It is important to note that "rejection" of a lease is not synonymous with "termination" or a lease. See Stoltz, 315 F.3d at 86 n. 1; Bacon, 212 B.R. at 69. "Rejection" is a bankruptcy concept that determines whether the estate will administer a lease as an asset. See Bacon, 212 B.R. at 69. Rejection has no impact on a contract's existence and, as a result, a contract is not deemed to be terminated by virtue of a rejection. Id. at 69. "Termination" is a concept that determines the viability of a contract and is a matter of applicable state law. Id. at 69. Thus, when a lease is rejected, it is still a viable contract. See Day, 208 B.R. at 365. Rejection, whether by motion or operation of law, simply permits a landlord to seek relief from the stay in order to be able to pursue state law remedies to terminate a lease for any breach thereof. See In re Sheard, No. 98-19627DWS, 1999 Bankr. LEXIS 811, at *10 (Bankr. E.D. Pa. 1999).

Traditionally, landlords file "motions for stay relief" after a lease has been deemed rejected since, upon rejection, a lease is abandoned to the debtor and no longer constitutes property of the bankruptcy estate. See Stoltz v. Brattleboro Housing Auth. (In re Stoltz), 315 F.3d 80, 86 (2nd Cir. 2002); In re Bacon, 212 B.R. 66, 68 (Bankr. E.D. Pa. 1997); In re Day, 208 B.R. 358, 365 (Bankr. E.D. Pa. 1997); In re Rosemond, 105 B.R. 8, 9-10 (Bankr. W.D. Pa. 1989).

Here, we conclude as a matter of law that the Lease was rejected because the Trustee did not elect to assume or reject it within sixty days following the bankruptcy filing. See 11 U.S.C. § 365(d)(1). This is not surprising, for as one court noted, "[i]n virtually every Chapter 7 no-asset case the trustee realizes no benefit from assuming the debtor's residential lease, and thus in virtually every Chapter 7 no-asset case, the residential lease is deemed rejected . . ." In re Sheard, No. 98-19627DWS, 1999 Bankr. LEXIS 811, at *10 (Bankr. E.D. Pa. 1999); see also Day, 208 B.R. at 365 (noting that the vast majority of public housing tenant bankruptcies are no asset cases in which the trustee will have no financial or other interest in a debtor's residential lease and, thus, the lease is subject to rejection). By virtue of the rejection, RHA sought to terminate the Lease and recover possession of the Premises based upon Debtor's default in the payment of pre-petition rent.
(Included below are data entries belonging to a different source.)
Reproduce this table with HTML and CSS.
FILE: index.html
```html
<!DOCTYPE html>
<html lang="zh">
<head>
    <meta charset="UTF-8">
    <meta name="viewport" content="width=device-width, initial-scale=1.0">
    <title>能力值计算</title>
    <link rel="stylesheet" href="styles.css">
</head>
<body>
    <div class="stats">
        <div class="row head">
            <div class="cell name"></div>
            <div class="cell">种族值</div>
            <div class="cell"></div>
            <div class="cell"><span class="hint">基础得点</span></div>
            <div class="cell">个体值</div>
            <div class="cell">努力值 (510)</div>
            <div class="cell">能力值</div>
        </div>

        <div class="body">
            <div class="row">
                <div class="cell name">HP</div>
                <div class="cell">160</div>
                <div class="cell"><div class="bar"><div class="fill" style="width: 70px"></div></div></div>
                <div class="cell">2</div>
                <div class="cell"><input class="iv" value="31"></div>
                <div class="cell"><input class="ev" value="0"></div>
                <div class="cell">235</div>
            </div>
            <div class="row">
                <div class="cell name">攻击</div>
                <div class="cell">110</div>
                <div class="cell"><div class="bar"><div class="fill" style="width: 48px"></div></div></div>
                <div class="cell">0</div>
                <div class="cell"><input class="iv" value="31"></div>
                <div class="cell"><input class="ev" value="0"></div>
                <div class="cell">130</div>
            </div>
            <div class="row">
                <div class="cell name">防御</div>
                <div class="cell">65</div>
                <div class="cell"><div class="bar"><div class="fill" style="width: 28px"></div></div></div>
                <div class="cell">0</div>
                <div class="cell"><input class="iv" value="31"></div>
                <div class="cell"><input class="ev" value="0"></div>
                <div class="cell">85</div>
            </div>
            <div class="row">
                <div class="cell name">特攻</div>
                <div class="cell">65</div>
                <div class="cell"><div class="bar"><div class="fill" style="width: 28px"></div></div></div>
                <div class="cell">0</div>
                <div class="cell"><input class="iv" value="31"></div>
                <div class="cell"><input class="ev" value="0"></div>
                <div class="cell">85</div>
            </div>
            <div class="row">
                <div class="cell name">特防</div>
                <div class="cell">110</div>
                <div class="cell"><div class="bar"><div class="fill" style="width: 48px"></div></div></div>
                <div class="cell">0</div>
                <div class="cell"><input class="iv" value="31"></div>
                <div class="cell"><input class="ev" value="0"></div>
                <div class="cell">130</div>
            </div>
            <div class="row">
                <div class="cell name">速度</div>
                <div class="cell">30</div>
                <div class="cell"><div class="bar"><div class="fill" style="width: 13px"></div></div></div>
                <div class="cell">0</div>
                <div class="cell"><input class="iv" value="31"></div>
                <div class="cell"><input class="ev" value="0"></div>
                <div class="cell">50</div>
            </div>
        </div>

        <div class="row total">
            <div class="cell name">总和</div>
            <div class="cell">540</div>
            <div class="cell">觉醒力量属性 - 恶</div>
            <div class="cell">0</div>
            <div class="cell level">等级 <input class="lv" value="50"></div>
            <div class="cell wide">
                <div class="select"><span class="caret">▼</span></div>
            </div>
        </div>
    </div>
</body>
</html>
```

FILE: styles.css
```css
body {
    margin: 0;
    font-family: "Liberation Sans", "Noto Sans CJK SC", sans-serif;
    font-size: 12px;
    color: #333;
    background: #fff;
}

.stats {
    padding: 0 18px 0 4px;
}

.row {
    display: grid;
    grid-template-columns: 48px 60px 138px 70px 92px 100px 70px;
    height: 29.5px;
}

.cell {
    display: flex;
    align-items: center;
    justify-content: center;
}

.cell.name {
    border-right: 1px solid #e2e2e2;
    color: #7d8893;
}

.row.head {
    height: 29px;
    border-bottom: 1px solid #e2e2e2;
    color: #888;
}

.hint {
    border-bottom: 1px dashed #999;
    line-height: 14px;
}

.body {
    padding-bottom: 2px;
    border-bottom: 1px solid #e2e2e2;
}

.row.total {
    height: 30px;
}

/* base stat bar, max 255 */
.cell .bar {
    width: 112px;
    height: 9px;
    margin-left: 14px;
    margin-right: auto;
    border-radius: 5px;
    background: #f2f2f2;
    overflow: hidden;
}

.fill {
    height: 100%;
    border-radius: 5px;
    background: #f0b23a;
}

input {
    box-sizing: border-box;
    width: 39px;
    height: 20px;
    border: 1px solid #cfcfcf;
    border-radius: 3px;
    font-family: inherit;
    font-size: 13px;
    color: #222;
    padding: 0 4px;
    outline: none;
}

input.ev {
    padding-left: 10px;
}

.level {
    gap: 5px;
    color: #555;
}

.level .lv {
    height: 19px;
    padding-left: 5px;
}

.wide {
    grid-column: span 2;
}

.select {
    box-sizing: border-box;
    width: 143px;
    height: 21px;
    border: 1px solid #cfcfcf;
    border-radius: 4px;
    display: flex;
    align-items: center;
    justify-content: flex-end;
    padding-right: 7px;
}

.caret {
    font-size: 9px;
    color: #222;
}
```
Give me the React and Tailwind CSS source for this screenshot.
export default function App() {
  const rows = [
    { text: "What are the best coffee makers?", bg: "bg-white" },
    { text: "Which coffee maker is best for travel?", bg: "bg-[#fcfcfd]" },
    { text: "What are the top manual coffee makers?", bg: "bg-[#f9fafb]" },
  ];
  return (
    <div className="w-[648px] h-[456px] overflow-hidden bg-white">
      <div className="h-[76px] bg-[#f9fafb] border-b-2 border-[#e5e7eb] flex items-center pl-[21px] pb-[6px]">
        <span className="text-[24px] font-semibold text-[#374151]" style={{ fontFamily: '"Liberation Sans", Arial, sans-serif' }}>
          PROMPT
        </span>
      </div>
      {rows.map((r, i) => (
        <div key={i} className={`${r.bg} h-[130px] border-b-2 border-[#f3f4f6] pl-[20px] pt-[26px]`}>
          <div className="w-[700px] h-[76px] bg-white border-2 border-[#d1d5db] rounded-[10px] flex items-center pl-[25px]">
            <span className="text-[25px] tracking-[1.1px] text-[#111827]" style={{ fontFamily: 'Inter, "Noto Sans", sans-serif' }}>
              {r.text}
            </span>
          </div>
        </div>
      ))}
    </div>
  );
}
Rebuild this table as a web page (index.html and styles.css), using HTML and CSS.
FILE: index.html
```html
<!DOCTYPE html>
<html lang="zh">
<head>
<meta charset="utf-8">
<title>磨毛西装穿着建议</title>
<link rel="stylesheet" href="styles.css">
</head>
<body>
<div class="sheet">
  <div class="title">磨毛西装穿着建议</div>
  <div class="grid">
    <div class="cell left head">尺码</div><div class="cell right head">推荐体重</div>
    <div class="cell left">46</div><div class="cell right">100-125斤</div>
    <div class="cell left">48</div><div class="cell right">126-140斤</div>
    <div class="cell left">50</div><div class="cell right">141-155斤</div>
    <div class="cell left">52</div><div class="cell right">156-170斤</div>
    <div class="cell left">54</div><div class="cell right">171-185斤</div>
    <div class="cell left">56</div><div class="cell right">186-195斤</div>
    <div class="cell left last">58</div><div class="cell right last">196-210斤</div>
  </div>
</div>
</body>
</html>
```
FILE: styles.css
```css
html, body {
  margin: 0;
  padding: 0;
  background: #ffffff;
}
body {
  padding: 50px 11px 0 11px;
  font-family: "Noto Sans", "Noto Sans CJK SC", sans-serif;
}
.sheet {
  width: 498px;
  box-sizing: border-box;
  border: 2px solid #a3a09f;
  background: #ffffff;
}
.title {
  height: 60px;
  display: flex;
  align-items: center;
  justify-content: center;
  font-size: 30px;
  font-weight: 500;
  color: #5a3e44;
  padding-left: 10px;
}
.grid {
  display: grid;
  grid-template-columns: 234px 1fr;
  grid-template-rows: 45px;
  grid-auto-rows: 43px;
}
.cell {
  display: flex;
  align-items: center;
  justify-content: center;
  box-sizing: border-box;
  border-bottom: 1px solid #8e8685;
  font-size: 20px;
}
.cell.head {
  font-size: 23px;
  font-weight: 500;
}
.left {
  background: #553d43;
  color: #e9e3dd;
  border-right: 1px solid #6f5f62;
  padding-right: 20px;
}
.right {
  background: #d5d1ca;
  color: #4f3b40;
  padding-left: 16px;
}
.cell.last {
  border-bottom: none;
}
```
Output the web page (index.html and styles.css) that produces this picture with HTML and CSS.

Prior to the hearing, RHA withdrew the Motion to the extent that it was based on any alleged post-petition breach of the Lease. Thus, RHA solely relies upon Debtor's pre-petition breach of the Lease in failing to pay the pre-petition rent. Further, RHA acknowledged that, assuming the pre-petition rent is ultimately discharged, it will of course cease all collection efforts.

Debtor, like many similar public housing tenants seeking to avoid eviction, alleges that section 525(a) of the Code bars RHA from prevailing on their "stay relief" motion. This Court must determine the extent, if any, to which the Debtor is entitled to protection under section 525(a) of the Code. We thus join the list of other Courts who have pondered this weighty issue. Indeed, as the Second Circuit Court of Appeals commented, "[d]espite more than twenty years of judicial consideration . . . the scope of [s]ection 525(a)'s protection in the context of public housing is still unsettled." Stoltz, 315 F.3d at 88.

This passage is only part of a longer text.